Throughout the book, neoliberalism is treated as a set of projects that change over time, while class is conceptualised as the set of relations that contribute to those projects. This is why globalisation and its material manifestations in the city are studied hand-in-hand with the mutation (in its different iterations) of authoritarianism.

The book provides three noteworthy contributions: first, in linking urban change (revolutions) to national policies, and identifying political regimes as embedded in a global context; secondly, in reconsidering the way we think about transitions to democracy, emphasising that we can understand the different facets of authoritarianism through the implementation of megaprojects; thirdly, it offers an understanding of biopolitics which sees techniques for the management of populations as a crucial strategy to rule – modes underpinned by the marketisation of forms of control.

While the book is largely focused on the nature of political, economic and structural change, there is, however, little emphasis on the perspectives of people. We are often left without a sense of what the people really think and what they make of these changes.
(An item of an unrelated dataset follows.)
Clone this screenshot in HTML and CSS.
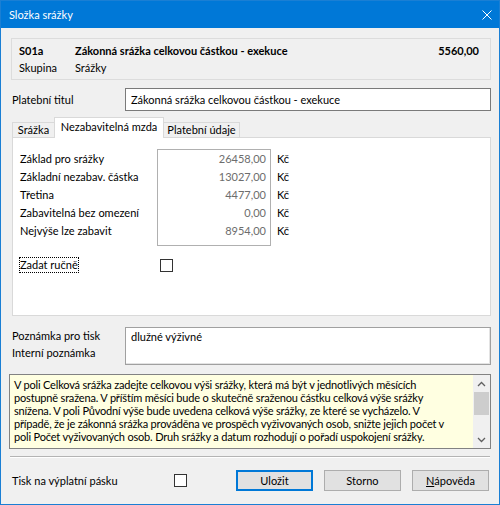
FILE: index.html
```html
<!DOCTYPE html>
<html>
<head>
    <meta charset="utf-8">
    <title>Složka srážky</title>
    <link rel="stylesheet" href="styles.css">
</head>
<body>
    <div class="window">
        <div class="titlebar">
            <span>Složka srážky</span>
            <svg class="close" width="10" height="10" viewBox="0 0 10 10">
                <path d="M0.5 0.5 L9.5 9.5 M9.5 0.5 L0.5 9.5" stroke="#fff" stroke-width="1" fill="none"/>
            </svg>
        </div>

        <div class="content">
            <div class="head">
                <b>S01a</b>
                <b>Zákonná srážka celkovou částkou - exekuce</b>
                <b class="amount">5560,00</b>
                <span>Skupina</span>
                <span>Srážky</span>
            </div>

            <div class="field-row">
                <label class="field-label">Platební titul</label>
                <div class="input">Zákonná srážka celkovou částkou - exekuce</div>
            </div>

            <div class="tabs">
                <div class="tab tab-first">Srážka</div>
                <div class="tab active">Nezabavitelná mzda</div>
                <div class="tab tab-last">Platební údaje</div>
            </div>
            <div class="panel">
                <div class="amounts">
                    <div class="col-labels">
                        <div>Základ pro srážky</div>
                        <div>Základní nezabav. částka</div>
                        <div>Třetina</div>
                        <div>Zabavitelná bez omezení</div>
                        <div>Nejvýše lze zabavit</div>
                    </div>
                    <div class="valbox">
                        <div>26458,00</div>
                        <div>13027,00</div>
                        <div>4477,00</div>
                        <div>0,00</div>
                        <div>8954,00</div>
                    </div>
                    <div class="col-units">
                        <div>Kč</div>
                        <div>Kč</div>
                        <div>Kč</div>
                        <div>Kč</div>
                        <div>Kč</div>
                    </div>
                </div>
                <div class="manual">
                    <span class="focus">Zadat ručně</span>
                    <span class="check"></span>
                </div>
            </div>

            <div class="notes">
                <div class="notes-labels">
                    <div>Poznámka pro tisk</div>
                    <div>Interní poznámka</div>
                </div>
                <div class="textarea">dlužné výživné</div>
            </div>

            <div class="hint">
                <div class="hint-text">V poli Celková srážka zadejte celkovou výši srážky, která má být v jednotlivých měsících<br>postupně sražena. V příštím měsíci bude o skutečně sraženou částku celková výše srážky<br>snížena. V poli Původní výše bude uvedena celková výše srážky, ze které se vycházelo. V<br>případě, že je zákonná srážka prováděna ve prospěch vyživovaných osob, snižte jejich počet v<br>poli Počet vyživovaných osob. Druh srážky a datum rozhodují o pořadí uspokojení srážky.</div>
                <div class="scrollbar">
                    <div class="arrow">
                        <svg width="9" height="6" viewBox="0 0 9 6"><path d="M1 5 L4.5 1.5 L8 5" stroke="#606060" stroke-width="1.3" fill="none"/></svg>
                    </div>
                    <div class="thumb"></div>
                    <div class="track"></div>
                    <div class="arrow">
                        <svg width="9" height="6" viewBox="0 0 9 6"><path d="M1 1 L4.5 4.5 L8 1" stroke="#606060" stroke-width="1.3" fill="none"/></svg>
                    </div>
                </div>
            </div>

            <div class="separator"></div>

            <div class="footer">
                <span class="footer-label">Tisk na výplatní pásku</span>
                <span class="check"></span>
                <button class="btn default">Uložit</button>
                <button class="btn">Storno</button>
                <button class="btn"><u>N</u>ápověda</button>
            </div>
        </div>
    </div>
</body>
</html>
```

FILE: styles.css
```css
* { box-sizing: border-box; }
body { margin: 0; font-family: Lato, "Noto Sans", sans-serif; font-size: 11px; color: #000; }

.window { width: 500px; height: 505px; border: 1px solid #1a7fd4; background: #f0f0f0; }
.titlebar { height: 27px; background: #0078d7; color: #fff; font-size: 11px; display: flex; align-items: center; justify-content: space-between; padding: 0 7px 0 8px; }

.content { padding: 10px 8px 0 10px; }

.head { height: 42px; border: 1px solid #dcdcdc; padding: 3px 11px 0 7px; display: grid; grid-template-columns: 56px 1fr auto; grid-auto-rows: 17px; align-items: center; }
.head .amount { text-align: right; }

.field-row { margin-top: 8px; display: grid; grid-template-columns: 114px 1fr; }
.field-label { padding-left: 1px; line-height: 23px; }
.input { height: 23px; border: 1px solid #7a7a7a; background: #fff; padding: 0 5px; line-height: 21px; }

.tabs { margin-top: 6px; height: 21px; margin-bottom: -1px; padding-left: 1px; display: flex; align-items: flex-end; }
.tab { position: relative; height: 15px; margin-bottom: 1px; border: 1px solid #d9d9d9; border-bottom: none; background: #f0f0f0; text-align: center; line-height: 14px; }
.tab-first { width: 42px; border-right: none; }
.tab-last { width: 76px; border-left: none; }
.tab.active { z-index: 1; width: 110px; height: 21px; margin-bottom: 0; background: #fff; line-height: 18px; }

.panel { margin-left: 1px; height: 179px; background: #fff; border: 1px solid #d9d9d9; padding: 11px 7px 0 7px; }
.amounts { display: grid; grid-template-columns: 137px 114px auto; line-height: 18px; }
.col-labels, .col-units { padding-top: 1px; }
.col-units { padding-left: 6px; }
.valbox { height: 97px; border: 1px solid #b0b0b0; padding-right: 4px; text-align: right; color: #6d6d6d; }

.manual { margin: 11px 0 0 -1px; display: grid; grid-template-columns: 141px 13px; align-items: center; }
.focus { justify-self: start; border: 1px dotted #000; line-height: 14px; }
.check { display: inline-block; width: 13px; height: 13px; border: 1px solid #333; background: #fff; }

.notes { margin-top: 11px; display: grid; grid-template-columns: 114px 1fr; }
.notes-labels { padding-left: 1px; line-height: 17px; }
.textarea { height: 38px; border: 1px solid #a0a0a0; box-shadow: inset -1px -1px 0 #e3e3e3; background: #fff; padding: 1px 5px; line-height: 16px; }

.hint { margin: 9px 0 0 -2px; height: 75px; border: 1px solid #828282; background: #ffffe1; display: flex; }
.hint-text { flex: 1; padding: 3px 4px; line-height: 13px; letter-spacing: -0.18px; white-space: nowrap; overflow: hidden; }
.scrollbar { width: 17px; background: #f0f0f0; display: flex; flex-direction: column; }
.arrow { height: 17px; display: flex; align-items: center; justify-content: center; }
.thumb { height: 23px; margin: 0 1px; background: #cdcdcd; }
.track { flex: 1; }

.separator { margin: 7px 1px 0 -1px; height: 2px; border-top: 1px solid #b4b4b4; border-bottom: 1px solid #fff; }

.footer { margin-top: 12px; display: flex; align-items: center; }
.footer-label { width: 163px; padding-left: 1px; }
.btn { width: 77px; height: 21px; margin-left: 11px; border: 1px solid #adadad; background: #e1e1e1; font: inherit; color: #000; padding: 0; }
.btn.default { margin-left: auto; border-color: #0078d7; box-shadow: inset 0 0 0 1px #0078d7; }
.footer .btn:last-child { margin-right: 2px; }
```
If only to understand better the nature of class as a set of relations under neoliberal regimes, I would have appreciated hearing the voices of those who have been evicted, or those that might decide to buy a flat in the megaproject described.

Those interested in understanding the relationship between the changing nature of authoritarian regimes and urban spaces will find Globalized Authoritarianism a compelling read. The book contributes to scholarship on Moroccan history, urban studies, political change and governmentality. Scholars interested in globalisation, the interconnection between the global and the local as well as its co-production through urban material infrastructures, will also be interested in reading this book. Overall, it will be of interest for all of those who study the relationship between political transformation and urban change in the Global South, while providing a powerful framework to approach the study of such urban transformation globally.